No significant circularity: GBM derivation and lagged proxy are independent of carry-gap measurement

full rationale

The paper derives the (r μ τ) extension from standard GBM dynamics applied to implementation risk and then inserts a pre-computed, lagged rolling-OLS trend estimate of μ obtained solely from underlying index price returns. The target variable (carry gap) is constructed from option prices versus OIS rates, a distinct data source. Because the proxy for μ is neither fitted to the carry-gap series nor defined in terms of it, the reported in-sample and LOO fit improvements are not forced by construction.
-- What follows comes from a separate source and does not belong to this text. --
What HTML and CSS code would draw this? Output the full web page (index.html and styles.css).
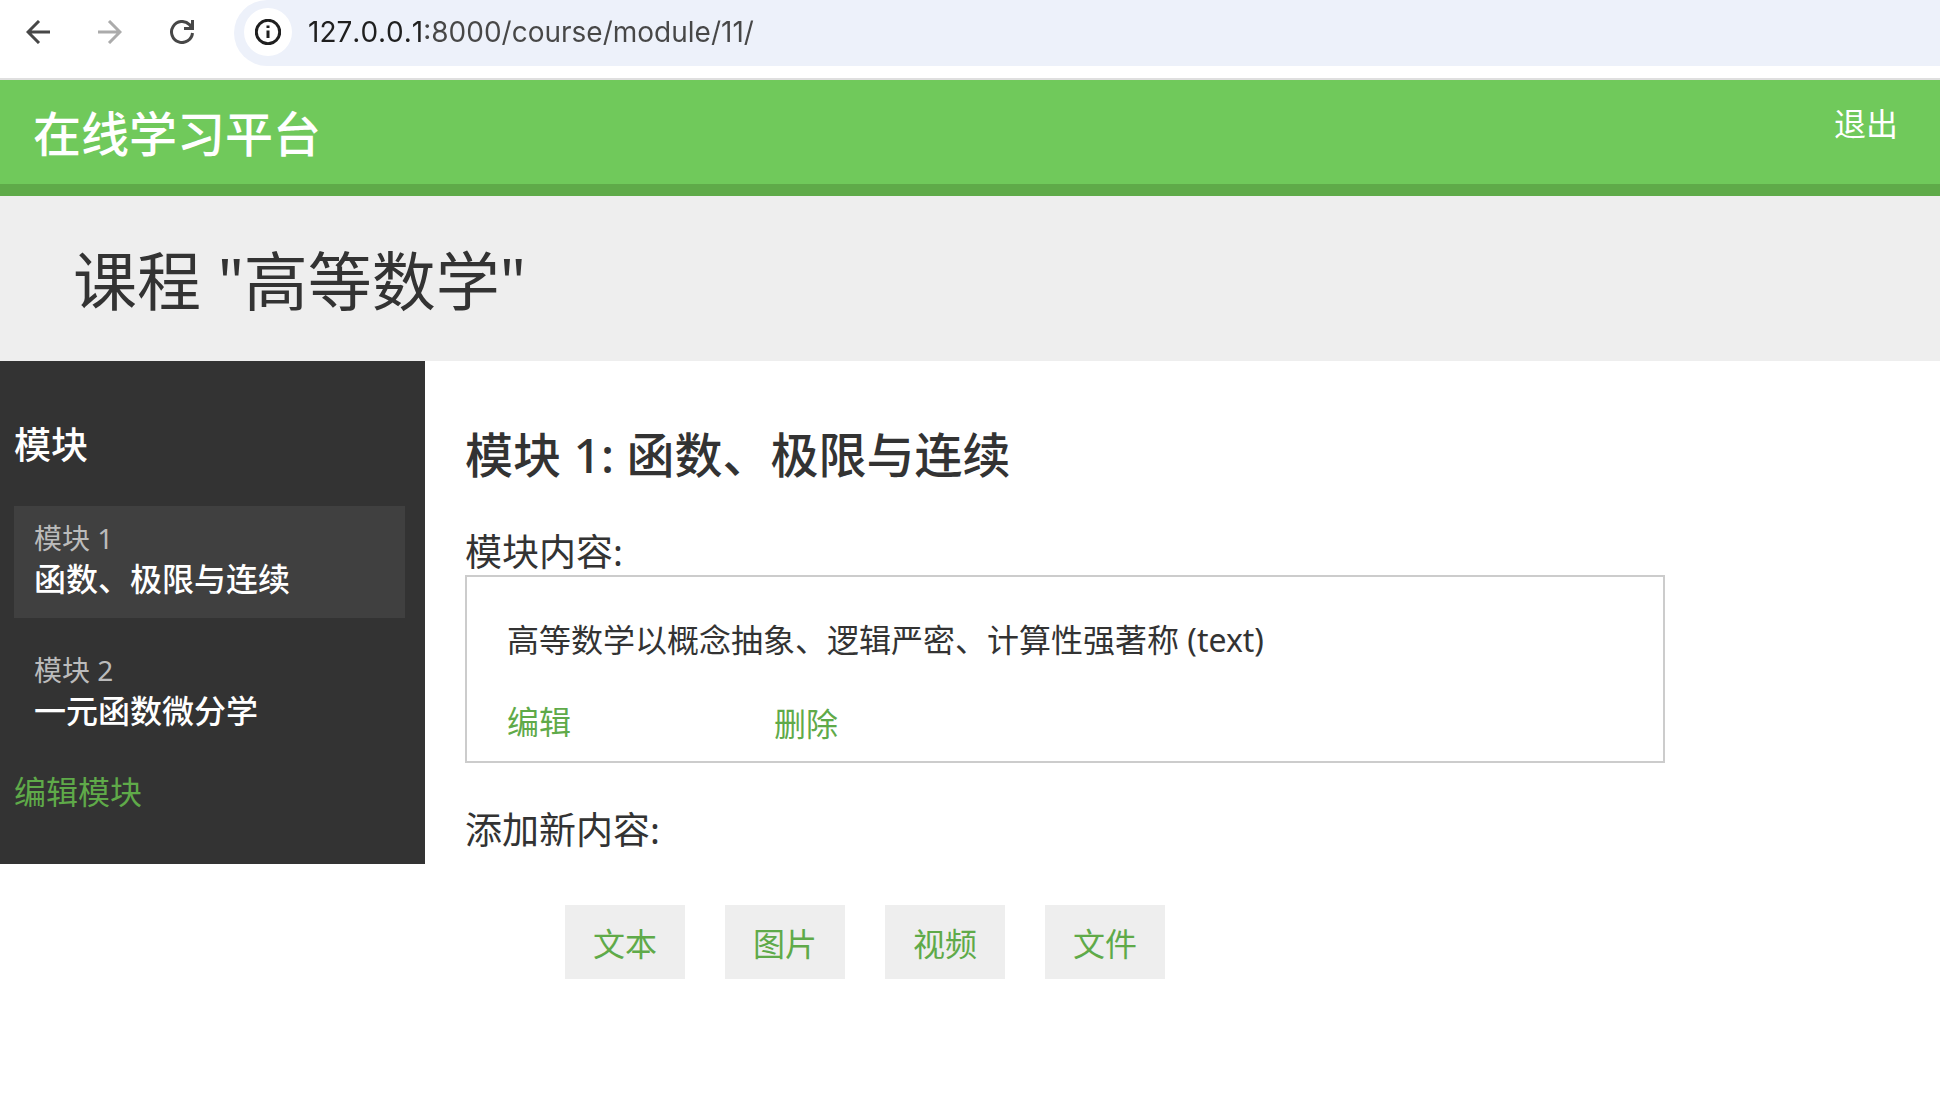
FILE: index.html
```html
<!DOCTYPE html>
<html lang="zh-CN">
<head>
<meta charset="utf-8">
<meta name="viewport" content="width=device-width, initial-scale=1">
<title>课程 "高等数学"</title>
<link rel="stylesheet" href="styles.css">
</head>
<body>
<div class="toolbar">
  <button class="nav-button" type="button" aria-label="后退">
    <svg viewBox="0 0 24 24" width="24" height="24"><path d="M24 12H2M13 1 2 12l11 11"/></svg>
  </button>
  <button class="nav-button nav-button-off" type="button" aria-label="前进" disabled>
    <svg viewBox="0 0 24 24" width="24" height="24"><path d="M0 12h22M11 1l11 11-11 11"/></svg>
  </button>
  <button class="nav-button" type="button" aria-label="重新加载">
    <svg viewBox="0 0 24 24" width="24" height="24"><path d="M22.500 13A10.500 10.500 0 1 1 19.500 4.600L22 8M22.500 0v8.500H14"/></svg>
  </button>
  <div class="address">
    <button class="site-info" type="button" aria-label="网站信息">
      <svg viewBox="0 0 26 26" width="26" height="26"><circle cx="13" cy="13" r="11.700"/><path d="M13 11.500V19M13 6.500v2.500"/></svg>
    </button>
    <input class="url" type="text" aria-label="地址" value="127.0.0.1:8000/course/module/11/">
  </div>
</div>

<header class="header">
  <a class="logo" href="#">在线学习平台</a>
  <a class="logout" href="#">退出</a>
</header>

<h1 class="course-title">课程 "高等数学"</h1>

<div class="layout">
  <nav class="sidebar">
    <h3 class="section-title">模块</h3>
    <ul class="modules">
      <li><a class="module module-selected" href="#"><span class="module-label">模块 1</span><span class="module-name">函数、极限与连续</span></a></li>
      <li><a class="module" href="#"><span class="module-label">模块 2</span><span class="module-name">一元函数微分学</span></a></li>
    </ul>
    <a class="action" href="#">编辑模块</a>
  </nav>

  <main class="main">
    <h2 class="module-title">模块 1: 函数、极限与连续</h2>
    <h3 class="section-title">模块内容:</h3>
    <div class="content-item">
      <p class="content-text">高等数学以概念抽象、逻辑严密、计算性强著称 (text)</p>
      <div class="content-actions">
        <a class="action" href="#">编辑</a>
        <button class="action delete" type="button">删除</button>
      </div>
    </div>
    <h3 class="section-title add-title">添加新内容:</h3>
    <ul class="content-types">
      <li><a class="type" href="#">文本</a></li>
      <li><a class="type" href="#">图片</a></li>
      <li><a class="type" href="#">视频</a></li>
      <li><a class="type" href="#">文件</a></li>
    </ul>
  </main>
</div>
</body>
</html>
```

FILE: styles.css
```css
* {
  box-sizing: border-box;
}

body {
  margin: 0;
  background: #fff;
  color: #333;
  font-family: "Noto Sans", "Noto Sans CJK SC", sans-serif;
  font-size: 32px;
  line-height: 44px;
}

h1, h2, h3, p, ul {
  margin: 0;
  padding: 0;
  font-weight: 400;
}

ul {
  list-style: none;
}

a {
  text-decoration: none;
}

button {
  padding: 0;
  border: 0;
  background: none;
  font: inherit;
  cursor: pointer;
}

svg {
  display: block;
  fill: none;
  stroke: currentColor;
  stroke-width: 3;
}

/* Browser toolbar */
.toolbar {
  display: flex;
  align-items: flex-start;
  gap: 48px;
  padding: 0 0 12px 26px;
  border-bottom: 2px solid #dfdfdf;
}

.nav-button {
  padding-top: 20px;
  color: #474747;
}

.nav-button-off {
  color: #ababab;
}

.address {
  display: flex;
  flex: 1;
  align-items: center;
  gap: 16px;
  margin-left: -8px;
  padding: 8px 0 10px 10px;
  border-radius: 33px 0 0 33px;
  background: #edf1fa;
}

.site-info {
  display: grid;
  place-items: center;
  width: 48px;
  height: 48px;
  border-radius: 50%;
  background: #fff;
  color: #1f1f1f;
}

.url {
  flex: 1;
  min-width: 0;
  height: 48px;
  padding: 0;
  border: 0;
  outline: 0;
  background: linear-gradient(to right, #1f1f1f 118px, #474747 118px);
  background-clip: text;
  -webkit-background-clip: text;
  color: transparent;
  font-family: Inter, sans-serif;
  font-size: 28px;
  font-kerning: none;
}

/* Site header */
.header {
  display: flex;
  align-items: flex-start;
  justify-content: space-between;
  padding: 22px 42px 18px 33px;
  border-bottom: 12px solid #5faa49;
  background: #70c95b;
}

.logo {
  color: #fff;
  font-size: 48px;
  font-weight: 500;
  line-height: 64px;
}

.logout {
  color: #fff;
}

.course-title {
  padding: 40px 73px 35px;
  background: #eee;
  font-size: 64px;
  line-height: 90px;
}

.layout {
  display: flex;
  align-items: flex-start;
}

.section-title {
  font-size: 37px;
  line-height: 46px;
}

.action {
  color: #5faa49;
}

/* Module list */
.sidebar {
  flex: 0 0 425px;
  padding: 61px 20px 50px 14px;
  background: #333;
  color: #fff;
}

.sidebar .section-title {
  font-weight: 500;
}

.modules {
  display: grid;
  gap: 20px;
  margin: 38px 0 20px;
}

.module {
  display: block;
  padding: 13px 20px 17px;
  color: #fff;
}

.module-selected {
  background: #404040;
}

.module-label,
.module-name {
  display: block;
}

.module-label {
  color: #bbb;
  font-size: 28px;
  line-height: 38px;
}

.module-name {
  font-weight: 500;
}

.sidebar .action {
  display: block;
}

/* Module contents */
.main {
  flex: 1;
  min-width: 0;
  padding: 62px 40px 40px;
}

.module-title {
  margin-bottom: 42px;
  font-size: 48px;
  font-weight: 500;
  line-height: 64px;
}

.content-item {
  max-width: 1200px;
  padding: 41px 40px 13px;
  border: 2px solid #ccc;
}

.content-actions {
  display: flex;
  align-items: flex-start;
  gap: 203px;
  margin-top: 38px;
}

.delete {
  line-height: 48px;
}

.add-title {
  margin-top: 44px;
}

.content-types {
  display: flex;
  flex-wrap: wrap;
  gap: 40px;
  margin-top: 52px;
  padding-left: 100px;
}

.type {
  display: block;
  padding: 17px 28px 13px;
  background: #eee;
  color: #5faa49;
}
```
No self-citation chain, ansatz smuggling, or renaming of known results is present in the provided text; the central claim therefore remains an independent empirical test.

Axiom & Free-Parameter Ledger

1 free parameters · 2 axioms · 0 invented entities

The central claim rests on the terminal identity of put-call parity, the validity of the GBM path-risk framework, and the assumption that the OLS proxy isolates a capital-cost channel; one free parameter (the drift proxy) is introduced and fitted to data.

free parameters (1)
  • mu (physical drift proxy)
    Lagged rolling-OLS trend estimate inserted into the (rμτ) term; its value is data-dependent and not an observed expected return.
axioms (2)
  • domain assumption Put-call parity holds exactly as a terminal-payoff identity
    Stated explicitly in the abstract as the starting point before discussing market enforcement.
  • domain assumption The GBM implementation-risk term can be extended by a linear drift component while preserving its structure
    The derivation of the (rμτ) addition is presented without further justification in the abstract.